Thank you for your response, however I am somewhat puzzled by it. You have indicated that it will take over 100 hours to process a request capturing approximately 450 pages. I am not sure how you have arrived at this figure of 100 hours but it seems incredible to me that you are suggesting your staff can only process 4.5 pages per hour.
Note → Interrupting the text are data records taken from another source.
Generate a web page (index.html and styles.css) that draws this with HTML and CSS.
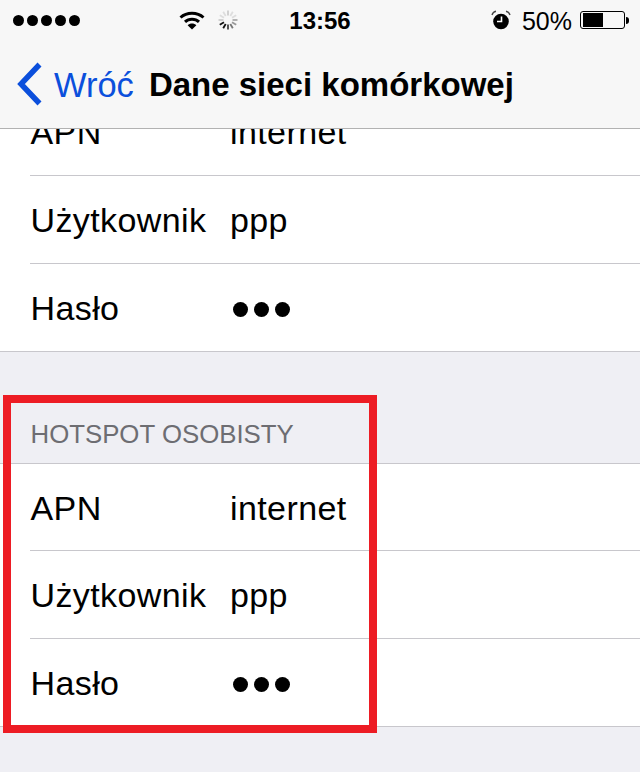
FILE: index.html
```html
<!DOCTYPE html>
<html lang="pl">
<head>
<meta charset="utf-8">
<title>Dane sieci komórkowej</title>
<link rel="stylesheet" href="styles.css">
</head>
<body>
<div class="screen">
  <header class="topbar">
    <div class="status">
      <div class="status-left">
        <div class="signal"><i></i><i></i><i></i><i></i><i></i></div>
        <svg class="wifi" width="26" height="20" viewBox="0 0 26 20"><path d="M1.500 7.500C7.800 1.800 18.200 1.800 24.500 7.500" fill="none" stroke="#000" stroke-width="3"/><path d="M6 11.800C9.800 8.300 16.200 8.300 20 11.800" fill="none" stroke="#000" stroke-width="3"/><path d="M13 19.500L8.600 15.200C11 13 15 13 17.400 15.200Z" fill="#000"/></svg>
        <svg class="spinner" width="20" height="20" viewBox="0 0 20 20"><g stroke-width="1.800" fill="none"><path d="M10 0.500V5.500" stroke="#ccc"/><path d="M14.800 1.800L12.300 6" stroke="#ddd"/><path d="M18.200 5.200L14 7.700" stroke="#ddd"/><path d="M19.500 10H14.500" stroke="#aaa"/><path d="M18.200 14.800L14 12.300" stroke="#999"/><path d="M14.800 18.200L12.300 14" stroke="#777"/><path d="M10 19.500V14.500" stroke="#444"/><path d="M5.200 18.200L7.700 14" stroke="#111"/><path d="M1.800 14.800L6 12.300" stroke="#111"/><path d="M0.500 10H5.500" stroke="#ccc"/><path d="M1.800 5.200L6 7.700" stroke="#ddd"/><path d="M5.200 1.800L7.700 6" stroke="#ddd"/></g></svg>
      </div>
      <div class="clock">13:56</div>
      <div class="status-right">
        <svg class="alarm" width="20" height="20" viewBox="0 0 20 20"><circle cx="10" cy="11.500" r="7.800" fill="#000"/><path d="M10.500 6.500V11.500H6" fill="none" stroke="#fff" stroke-width="1.600"/><path d="M1 5C1.600 2.800 3 1.600 5 1.200" fill="none" stroke="#444" stroke-width="1.400"/><path d="M19 5C18.400 2.800 17 1.600 15 1.200" fill="none" stroke="#444" stroke-width="1.400"/></svg>
        <span class="percent">50%</span>
        <div class="battery"><div class="battery-level"></div></div>
        <div class="battery-tip"></div>
      </div>
    </div>
    <nav class="navbar">
      <svg class="chevron" width="27" height="44" viewBox="0 0 27 44"><path d="M23.500 2.500L5 22L23.500 41.500" fill="none" stroke="#0b4fdc" stroke-width="5.500"/></svg>
      <span class="back">Wróć</span>
      <span class="title">Dane sieci komórkowej</span>
    </nav>
  </header>
  <main class="content">
    <section class="group group-top">
      <div class="row"><span class="label">APN</span><span class="value">internet</span></div>
      <div class="row"><span class="label">Użytkownik</span><span class="value">ppp</span></div>
      <div class="row"><span class="label">Hasło</span><span class="dots"><i></i><i></i><i></i></span></div>
    </section>
    <h2 class="section-head">HOTSPOT OSOBISTY</h2>
    <section class="group group-hotspot">
      <div class="row"><span class="label">APN</span><span class="value">internet</span></div>
      <div class="row"><span class="label">Użytkownik</span><span class="value">ppp</span></div>
      <div class="row"><span class="label">Hasło</span><span class="dots"><i></i><i></i><i></i></span></div>
    </section>
  </main>
  <div class="highlight"></div>
</div>
</body>
</html>
```
FILE: styles.css
```css
* { box-sizing: border-box; }
html, body { margin: 0; padding: 0; }
body { background: #efeff4; font-family: "Liberation Sans", Arial, sans-serif; color: #000; }
.screen { position: relative; width: 640px; height: 772px; overflow: hidden; background: #efeff4; }
.topbar { height: 129px; background: #f7f7f7; border-bottom: 1px solid #b2b2b2; position: relative; z-index: 1; }
.status { height: 40px; display: grid; grid-template-columns: 1fr auto 1fr; align-items: center; padding: 0 11px 0 13px; }
.status-left { display: flex; align-items: center; }
.signal { display: flex; gap: 3px; }
.signal i { width: 11px; height: 11px; border-radius: 50%; background: #000; }
.wifi { margin-left: 99px; }
.spinner { margin-left: 13px; }
.clock { font-size: 24px; font-weight: 700; padding-top: 2px; margin-right: 2px; }
.status-right { display: flex; align-items: center; justify-content: flex-end; }
.alarm { margin-right: 11px; }
.percent { font-size: 25px; margin-right: 8px; padding-top: 2px; }
.battery { width: 45px; height: 18px; border: 1px solid #000; border-radius: 3px; padding: 1px 2px; }
.battery-level { width: 20px; height: 100%; background: #000; }
.battery-tip { width: 3px; height: 7px; background: #000; border-radius: 0 3px 3px 0; margin-left: 1px; }
.navbar { height: 88px; display: flex; align-items: center; padding: 2px 0 0 16px; }
.chevron { flex: none; margin-top: -2px; }
.back { color: #0b4fdc; font-size: 34.5px; margin-left: 11px; }
.title { font-size: 33px; font-weight: 700; margin-left: 15px; }
.content { height: 643px; overflow: hidden; }
.group { background: #fff; border-top: 1px solid #c8c7cc; border-bottom: 1px solid #c8c7cc; }
.group-top { margin-top: -41px; border-top: 0; }
.row { height: 88px; margin-left: 30px; display: flex; align-items: center; padding-top: 2px; border-bottom: 1px solid #c8c7cc; font-size: 34px; letter-spacing: 0.4px; }
.row:last-child { border-bottom: 0; height: 87px; }
.group-hotspot .row:first-child { height: 87px; }
.label { width: 200px; padding-left: 0.5px; }
.value { display: block; }
.dots { display: flex; gap: 6px; padding-left: 3px; margin-top: 1px; }
.dots i { width: 15px; height: 15px; border-radius: 50%; background: #000; }
.section-head { margin: 0; height: 111px; padding: 67px 0 0 30.5px; font-size: 25.8px; line-height: 30px; font-weight: 400; color: #6d6d72; }
.highlight { position: absolute; left: 3px; top: 395px; width: 374px; height: 338px; border: 8px solid #ed1c24; z-index: 2; }
```
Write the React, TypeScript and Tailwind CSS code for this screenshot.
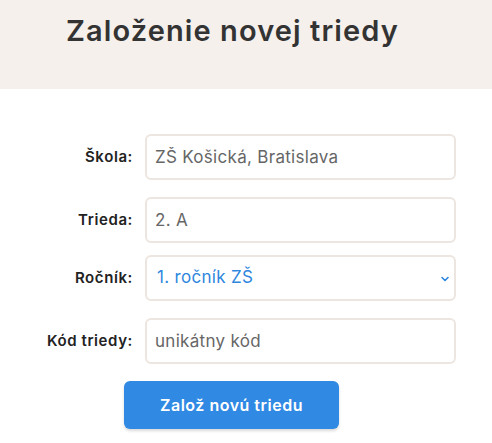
import { ChevronDown } from 'lucide-react';

const font = { fontFamily: 'Inter, "Open Sans", sans-serif' };

function Row({ label, className = '', children }: { label: string; className?: string; children: React.ReactNode }) {
  return (
    <div className={`flex items-center ${className}`}>
      <label className="w-[145px] pr-[12px] text-right text-[15px] font-semibold tracking-[0.6px] text-[#222]">{label}</label>
      {children}
    </div>
  );
}

const inputCls =
  'h-[46px] w-[311px] rounded-[6px] border-2 border-[#ede6e0] px-[8px] text-[17px] tracking-[0.3px] text-[#666] outline-none placeholder:text-[#666]';

export default function App() {
  return (
    <div className="min-h-[443px] bg-white" style={font}>
      <div className="h-[89px] bg-[#f5f0ec] pl-[66px] pt-[9px]">
        <h1 className="text-[29px] font-semibold text-[#333] tracking-[1.1px]">Založenie novej triedy</h1>
      </div>

      <form className="flex flex-col gap-[17px] pt-[45px]">
        <Row label="Škola:">
          <input className={inputCls} defaultValue="ZŠ Košická, Bratislava" />
        </Row>
        <Row label="Trieda:">
          <input className={inputCls} defaultValue="2. A" />
        </Row>
        <Row label="Ročník:" className="-mt-[5px]">
          <div className="relative flex h-[46px] w-[311px] items-center rounded-[6px] border-2 border-[#ede6e0] px-[10px]">
            <span className="text-[17px] tracking-[0.3px] text-[#2e86de]">1. ročník ZŠ</span>
            <ChevronDown className="absolute right-[3px] top-[16px] text-[#2e86de]" size={12} strokeWidth={3.2} />
          </div>
        </Row>
        <Row label="Kód triedy:">
          <input className={inputCls} placeholder="unikátny kód" />
        </Row>
        <div className="pl-[124px]">
          <button className="h-[48px] w-[215px] rounded-[6px] bg-[#3089e3] text-[16px] font-semibold tracking-[0.5px] text-white shadow-[0_2px_3px_rgba(0,0,0,0.15)]">
            Založ novú triedu
          </button>
        </div>
      </form>
    </div>
  );
}
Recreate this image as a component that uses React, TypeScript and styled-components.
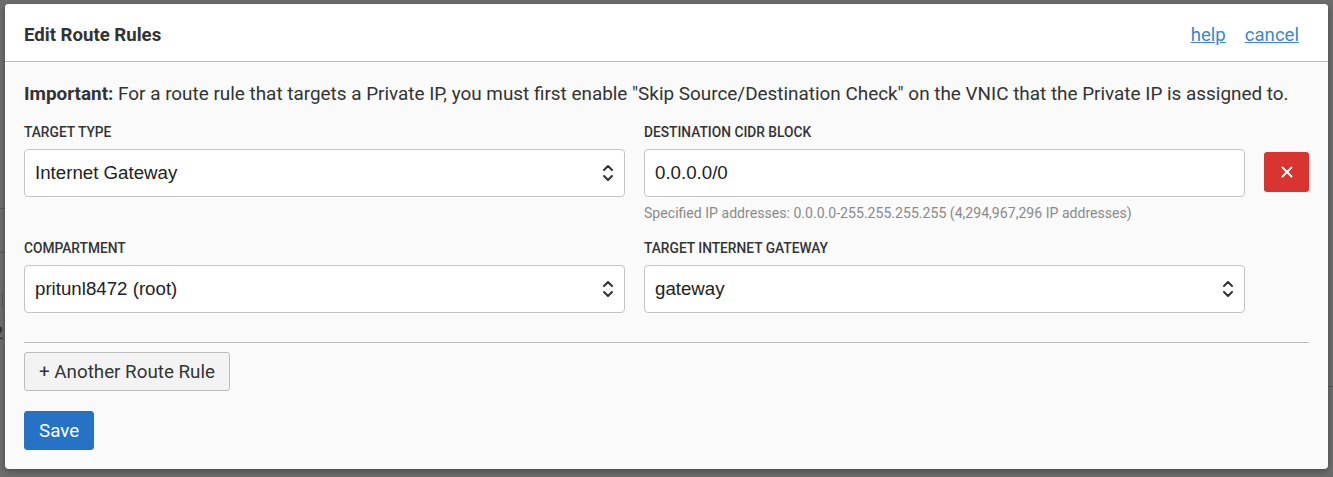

Clearly the Government's efficiency dividends haven't resulted in efficiencies in DFAT's FOI processes!

In his recent decision 'T' and Australian Securities and Investments Commission [2013] AICmr 33 (27 March 2013), the OAIC suggested in that matter that ASIC had over-estimated the length of time it would take to process the request from 'T'. I suggest that you are similarly over-estimating the length of time this request will take to finalise.

Regarding 12/10899 you advise that this is a hard copy file containing approximately 100 pages and that you have been advised by the line area that very few documents contained in this file would be releasable.

Regarding 12/10932 you advise there are 154 records, some with attachments and that you have been advised
by the line area that approximately 50% of this file might be releasable.

Regarding 12/11019 you advise there are 16 records, with 180pp attachments.

Given that so much work has already gone into identifying the pages subject to this request, and further given that some analysis appears to have already been undertaken to ascertain whether some of these documents might be exempt, I doubt very much that it will take more than 100 hours to process this request.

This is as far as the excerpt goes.